→ **Record list**:

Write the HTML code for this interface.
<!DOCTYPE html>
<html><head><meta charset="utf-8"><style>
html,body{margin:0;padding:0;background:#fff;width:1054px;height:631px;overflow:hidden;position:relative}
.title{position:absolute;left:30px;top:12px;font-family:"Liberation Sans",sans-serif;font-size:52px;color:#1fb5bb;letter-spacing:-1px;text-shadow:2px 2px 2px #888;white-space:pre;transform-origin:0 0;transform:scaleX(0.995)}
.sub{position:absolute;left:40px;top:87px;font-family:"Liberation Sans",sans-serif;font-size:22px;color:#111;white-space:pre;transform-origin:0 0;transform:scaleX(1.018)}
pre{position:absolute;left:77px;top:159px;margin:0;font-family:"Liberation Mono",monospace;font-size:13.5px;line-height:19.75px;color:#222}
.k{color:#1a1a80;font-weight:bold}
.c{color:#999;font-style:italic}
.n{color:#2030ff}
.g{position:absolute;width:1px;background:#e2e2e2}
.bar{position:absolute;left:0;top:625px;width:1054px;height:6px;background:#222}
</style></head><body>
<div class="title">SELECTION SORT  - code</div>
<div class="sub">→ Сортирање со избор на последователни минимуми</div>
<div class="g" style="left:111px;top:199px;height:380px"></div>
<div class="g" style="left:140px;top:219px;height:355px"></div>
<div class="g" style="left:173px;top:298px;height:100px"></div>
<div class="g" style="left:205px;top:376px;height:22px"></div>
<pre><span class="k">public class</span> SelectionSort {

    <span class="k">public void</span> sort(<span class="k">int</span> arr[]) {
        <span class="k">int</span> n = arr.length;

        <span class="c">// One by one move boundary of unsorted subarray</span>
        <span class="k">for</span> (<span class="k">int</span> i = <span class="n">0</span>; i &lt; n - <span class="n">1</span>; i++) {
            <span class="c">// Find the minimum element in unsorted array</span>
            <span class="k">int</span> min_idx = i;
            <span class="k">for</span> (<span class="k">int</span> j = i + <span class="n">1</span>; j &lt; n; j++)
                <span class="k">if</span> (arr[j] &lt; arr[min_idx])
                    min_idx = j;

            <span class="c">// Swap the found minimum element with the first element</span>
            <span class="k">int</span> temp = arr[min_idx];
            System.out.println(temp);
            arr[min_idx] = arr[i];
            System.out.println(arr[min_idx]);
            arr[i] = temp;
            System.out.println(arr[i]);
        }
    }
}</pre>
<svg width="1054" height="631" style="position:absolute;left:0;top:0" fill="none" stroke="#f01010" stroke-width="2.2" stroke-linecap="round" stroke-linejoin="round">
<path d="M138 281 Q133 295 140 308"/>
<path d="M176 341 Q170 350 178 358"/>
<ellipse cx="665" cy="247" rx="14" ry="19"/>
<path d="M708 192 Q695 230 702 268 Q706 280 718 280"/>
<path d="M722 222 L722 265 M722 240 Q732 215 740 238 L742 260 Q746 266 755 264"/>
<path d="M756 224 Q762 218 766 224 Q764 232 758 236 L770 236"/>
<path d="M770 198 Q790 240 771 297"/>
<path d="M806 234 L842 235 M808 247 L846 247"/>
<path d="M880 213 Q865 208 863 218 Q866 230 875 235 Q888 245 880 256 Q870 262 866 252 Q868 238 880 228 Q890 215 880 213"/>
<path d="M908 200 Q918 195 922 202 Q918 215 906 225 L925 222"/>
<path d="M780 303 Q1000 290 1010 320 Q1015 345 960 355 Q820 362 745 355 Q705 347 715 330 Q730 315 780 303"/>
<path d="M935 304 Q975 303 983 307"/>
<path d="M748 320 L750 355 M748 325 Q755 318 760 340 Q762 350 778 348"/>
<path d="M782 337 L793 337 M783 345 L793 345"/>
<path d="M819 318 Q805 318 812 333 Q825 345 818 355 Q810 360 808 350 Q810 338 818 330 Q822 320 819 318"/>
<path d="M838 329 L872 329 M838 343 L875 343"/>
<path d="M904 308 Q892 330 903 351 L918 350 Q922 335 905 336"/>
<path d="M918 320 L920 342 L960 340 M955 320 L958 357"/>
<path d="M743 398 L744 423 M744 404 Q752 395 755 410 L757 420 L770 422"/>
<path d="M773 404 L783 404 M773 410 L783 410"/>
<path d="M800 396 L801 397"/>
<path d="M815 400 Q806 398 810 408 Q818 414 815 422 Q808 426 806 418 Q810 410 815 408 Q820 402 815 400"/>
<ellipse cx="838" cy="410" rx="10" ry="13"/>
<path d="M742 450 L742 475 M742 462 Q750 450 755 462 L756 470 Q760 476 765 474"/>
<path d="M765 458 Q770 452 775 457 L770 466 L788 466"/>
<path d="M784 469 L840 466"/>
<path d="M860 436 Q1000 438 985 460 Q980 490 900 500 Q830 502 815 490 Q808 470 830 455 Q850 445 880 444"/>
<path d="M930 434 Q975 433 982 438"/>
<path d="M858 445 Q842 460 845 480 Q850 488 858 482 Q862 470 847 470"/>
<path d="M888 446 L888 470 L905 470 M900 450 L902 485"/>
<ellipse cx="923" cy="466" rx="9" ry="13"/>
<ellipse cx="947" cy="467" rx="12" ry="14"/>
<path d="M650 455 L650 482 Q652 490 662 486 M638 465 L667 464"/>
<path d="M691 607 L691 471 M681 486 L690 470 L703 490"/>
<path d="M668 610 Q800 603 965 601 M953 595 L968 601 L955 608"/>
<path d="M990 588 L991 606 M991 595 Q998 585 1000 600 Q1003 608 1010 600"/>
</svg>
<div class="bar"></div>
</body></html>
...
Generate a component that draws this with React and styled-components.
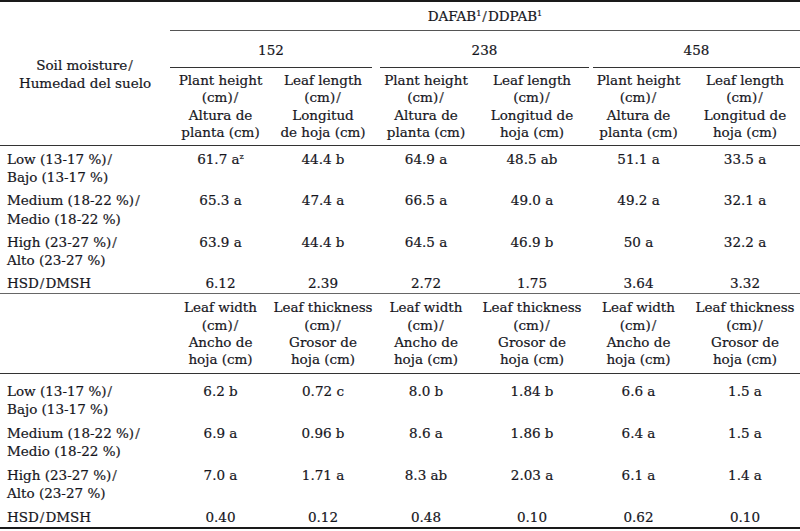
==
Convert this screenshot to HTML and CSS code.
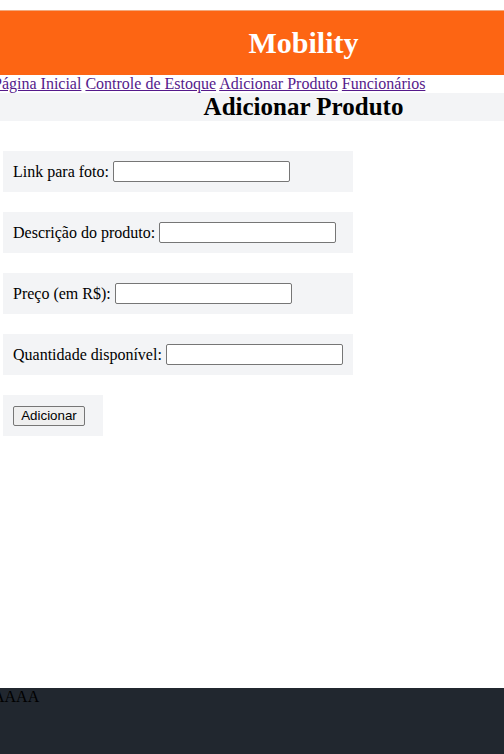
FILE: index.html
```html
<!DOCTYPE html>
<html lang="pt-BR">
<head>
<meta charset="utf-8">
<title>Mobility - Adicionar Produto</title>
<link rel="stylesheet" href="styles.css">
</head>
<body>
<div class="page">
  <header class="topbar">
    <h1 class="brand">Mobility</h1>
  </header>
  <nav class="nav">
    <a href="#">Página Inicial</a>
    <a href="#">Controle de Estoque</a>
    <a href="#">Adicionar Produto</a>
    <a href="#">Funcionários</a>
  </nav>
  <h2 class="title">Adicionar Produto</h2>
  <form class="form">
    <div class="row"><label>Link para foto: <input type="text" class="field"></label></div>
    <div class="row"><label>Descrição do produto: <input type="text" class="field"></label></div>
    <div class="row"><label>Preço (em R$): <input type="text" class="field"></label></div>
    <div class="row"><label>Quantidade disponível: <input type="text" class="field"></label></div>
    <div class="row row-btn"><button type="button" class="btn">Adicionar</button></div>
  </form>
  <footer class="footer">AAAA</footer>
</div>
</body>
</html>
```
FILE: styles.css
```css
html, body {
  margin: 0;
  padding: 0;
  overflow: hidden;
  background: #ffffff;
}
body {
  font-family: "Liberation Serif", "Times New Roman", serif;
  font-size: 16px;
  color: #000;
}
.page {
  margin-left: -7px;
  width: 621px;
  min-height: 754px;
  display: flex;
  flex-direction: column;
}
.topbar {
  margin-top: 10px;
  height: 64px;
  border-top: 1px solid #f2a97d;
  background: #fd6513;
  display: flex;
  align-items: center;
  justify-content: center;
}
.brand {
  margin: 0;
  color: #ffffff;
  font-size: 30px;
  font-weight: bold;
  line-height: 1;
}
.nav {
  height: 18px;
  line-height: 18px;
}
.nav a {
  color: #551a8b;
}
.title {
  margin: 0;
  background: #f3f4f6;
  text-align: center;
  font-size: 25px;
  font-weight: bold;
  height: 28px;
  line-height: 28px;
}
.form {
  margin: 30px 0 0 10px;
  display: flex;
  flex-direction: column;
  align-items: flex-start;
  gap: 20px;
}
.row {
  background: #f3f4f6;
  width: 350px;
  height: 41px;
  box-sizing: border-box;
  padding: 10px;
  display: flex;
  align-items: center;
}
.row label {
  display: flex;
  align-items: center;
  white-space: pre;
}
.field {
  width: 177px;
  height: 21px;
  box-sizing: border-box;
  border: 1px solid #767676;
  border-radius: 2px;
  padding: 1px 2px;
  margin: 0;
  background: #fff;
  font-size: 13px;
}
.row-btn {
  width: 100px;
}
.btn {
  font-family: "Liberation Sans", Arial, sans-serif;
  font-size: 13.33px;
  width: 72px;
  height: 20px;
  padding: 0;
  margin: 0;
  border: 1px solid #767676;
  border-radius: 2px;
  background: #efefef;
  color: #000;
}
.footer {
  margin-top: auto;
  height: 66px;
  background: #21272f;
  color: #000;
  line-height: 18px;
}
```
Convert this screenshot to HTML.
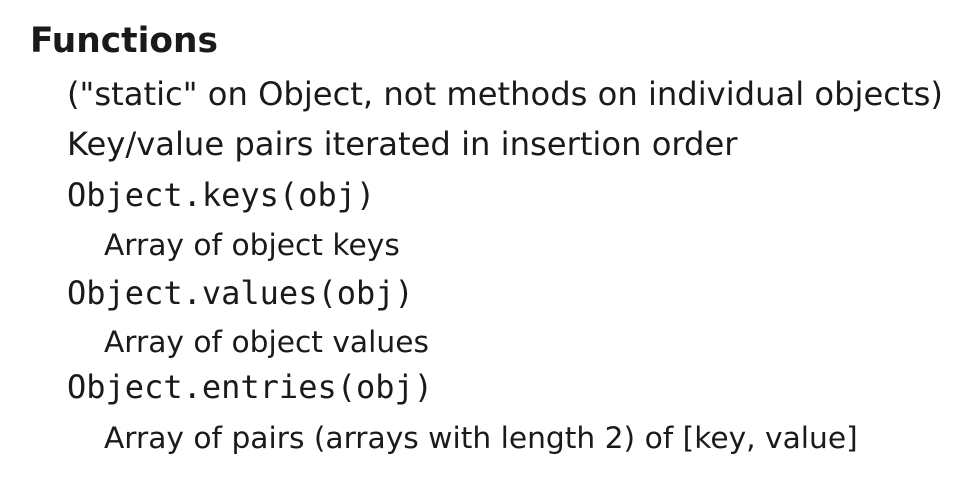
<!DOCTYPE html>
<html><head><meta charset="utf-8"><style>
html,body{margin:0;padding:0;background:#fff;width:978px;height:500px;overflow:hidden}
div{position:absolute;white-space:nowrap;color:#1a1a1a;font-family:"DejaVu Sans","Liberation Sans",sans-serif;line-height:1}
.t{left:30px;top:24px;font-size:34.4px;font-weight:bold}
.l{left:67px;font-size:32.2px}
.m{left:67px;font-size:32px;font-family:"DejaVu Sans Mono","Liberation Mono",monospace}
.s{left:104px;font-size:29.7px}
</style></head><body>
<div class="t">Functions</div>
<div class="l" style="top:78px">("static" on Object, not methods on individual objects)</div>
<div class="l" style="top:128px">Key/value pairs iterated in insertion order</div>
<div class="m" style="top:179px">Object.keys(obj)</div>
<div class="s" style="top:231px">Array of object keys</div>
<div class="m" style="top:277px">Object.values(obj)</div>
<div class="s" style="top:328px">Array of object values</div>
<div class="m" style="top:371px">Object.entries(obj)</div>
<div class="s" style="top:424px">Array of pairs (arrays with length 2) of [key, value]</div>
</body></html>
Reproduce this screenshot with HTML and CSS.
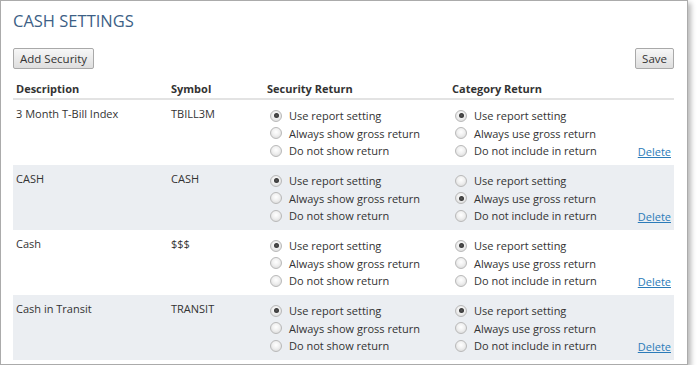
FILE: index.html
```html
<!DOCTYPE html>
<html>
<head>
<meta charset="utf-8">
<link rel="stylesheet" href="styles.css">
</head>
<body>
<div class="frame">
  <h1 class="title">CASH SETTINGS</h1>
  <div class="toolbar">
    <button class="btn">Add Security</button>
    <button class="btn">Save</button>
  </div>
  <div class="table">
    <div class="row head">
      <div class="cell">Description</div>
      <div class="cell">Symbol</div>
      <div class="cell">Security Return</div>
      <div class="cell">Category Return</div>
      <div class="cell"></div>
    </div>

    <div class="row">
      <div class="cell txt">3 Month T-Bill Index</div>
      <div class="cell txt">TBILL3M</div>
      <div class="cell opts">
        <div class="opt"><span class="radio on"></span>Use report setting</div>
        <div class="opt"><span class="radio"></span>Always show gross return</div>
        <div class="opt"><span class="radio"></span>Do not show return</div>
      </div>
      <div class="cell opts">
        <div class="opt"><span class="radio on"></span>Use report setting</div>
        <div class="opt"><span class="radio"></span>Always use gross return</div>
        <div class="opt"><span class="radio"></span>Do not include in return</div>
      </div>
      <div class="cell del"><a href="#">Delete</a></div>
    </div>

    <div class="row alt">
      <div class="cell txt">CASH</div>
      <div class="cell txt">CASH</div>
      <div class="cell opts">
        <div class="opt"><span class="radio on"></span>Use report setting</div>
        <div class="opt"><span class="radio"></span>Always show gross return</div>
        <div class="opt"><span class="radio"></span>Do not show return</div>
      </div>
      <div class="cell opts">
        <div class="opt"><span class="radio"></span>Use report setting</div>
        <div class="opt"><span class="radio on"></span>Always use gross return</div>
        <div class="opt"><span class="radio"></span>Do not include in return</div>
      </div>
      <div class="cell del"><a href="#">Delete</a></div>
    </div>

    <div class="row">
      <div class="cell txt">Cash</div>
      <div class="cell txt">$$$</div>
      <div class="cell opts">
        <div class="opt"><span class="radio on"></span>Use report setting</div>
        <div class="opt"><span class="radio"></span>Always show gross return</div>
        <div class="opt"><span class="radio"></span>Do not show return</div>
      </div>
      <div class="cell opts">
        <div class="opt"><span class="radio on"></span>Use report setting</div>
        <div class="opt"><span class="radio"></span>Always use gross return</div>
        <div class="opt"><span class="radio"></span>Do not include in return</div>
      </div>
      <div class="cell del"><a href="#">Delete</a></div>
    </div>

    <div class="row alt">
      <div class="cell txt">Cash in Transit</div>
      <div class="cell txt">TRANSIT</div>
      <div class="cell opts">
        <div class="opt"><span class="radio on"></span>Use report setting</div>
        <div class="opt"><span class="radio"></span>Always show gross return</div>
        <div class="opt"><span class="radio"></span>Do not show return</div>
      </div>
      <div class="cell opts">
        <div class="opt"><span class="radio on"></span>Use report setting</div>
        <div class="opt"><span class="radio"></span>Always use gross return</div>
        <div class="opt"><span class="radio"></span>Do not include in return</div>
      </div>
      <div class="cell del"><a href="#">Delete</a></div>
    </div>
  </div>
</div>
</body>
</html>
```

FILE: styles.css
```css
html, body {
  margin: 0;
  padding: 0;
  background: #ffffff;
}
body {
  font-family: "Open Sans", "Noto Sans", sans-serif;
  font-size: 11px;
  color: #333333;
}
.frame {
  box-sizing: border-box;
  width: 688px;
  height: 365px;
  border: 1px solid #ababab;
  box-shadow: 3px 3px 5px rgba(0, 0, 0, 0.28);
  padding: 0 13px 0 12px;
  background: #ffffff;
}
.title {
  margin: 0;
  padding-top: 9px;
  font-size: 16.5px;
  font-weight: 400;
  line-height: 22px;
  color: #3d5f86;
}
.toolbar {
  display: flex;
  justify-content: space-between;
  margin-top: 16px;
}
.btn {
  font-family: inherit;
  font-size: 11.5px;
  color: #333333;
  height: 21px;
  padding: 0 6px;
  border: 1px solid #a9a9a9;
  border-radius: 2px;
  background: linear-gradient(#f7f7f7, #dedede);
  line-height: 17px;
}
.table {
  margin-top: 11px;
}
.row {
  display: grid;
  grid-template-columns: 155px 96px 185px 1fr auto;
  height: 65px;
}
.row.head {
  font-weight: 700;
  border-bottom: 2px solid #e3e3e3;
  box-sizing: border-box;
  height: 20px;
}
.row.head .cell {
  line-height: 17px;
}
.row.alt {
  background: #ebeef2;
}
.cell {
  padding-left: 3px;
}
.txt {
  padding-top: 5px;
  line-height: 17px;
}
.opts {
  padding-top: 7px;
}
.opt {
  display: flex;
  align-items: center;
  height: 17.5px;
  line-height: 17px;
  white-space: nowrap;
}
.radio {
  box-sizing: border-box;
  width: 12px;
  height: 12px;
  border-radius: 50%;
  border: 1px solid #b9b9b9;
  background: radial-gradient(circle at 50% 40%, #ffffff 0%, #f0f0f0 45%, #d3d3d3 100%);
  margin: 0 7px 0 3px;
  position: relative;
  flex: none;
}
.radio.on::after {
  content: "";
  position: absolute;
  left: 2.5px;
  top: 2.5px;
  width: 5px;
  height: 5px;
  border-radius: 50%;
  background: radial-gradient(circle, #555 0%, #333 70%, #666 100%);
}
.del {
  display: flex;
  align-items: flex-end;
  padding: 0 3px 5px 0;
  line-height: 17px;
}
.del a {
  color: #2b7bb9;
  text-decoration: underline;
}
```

→ **Job**: Copy all the lines above that hold the string "this".

→ **Final result**:
Write the HTML code for this interface.
Generate a component that draws this with React and styled-components.
Convert this screenshot to HTML and CSS code.
Convert this screenshot to HTML.
Reproduce this screenshot with HTML and CSS.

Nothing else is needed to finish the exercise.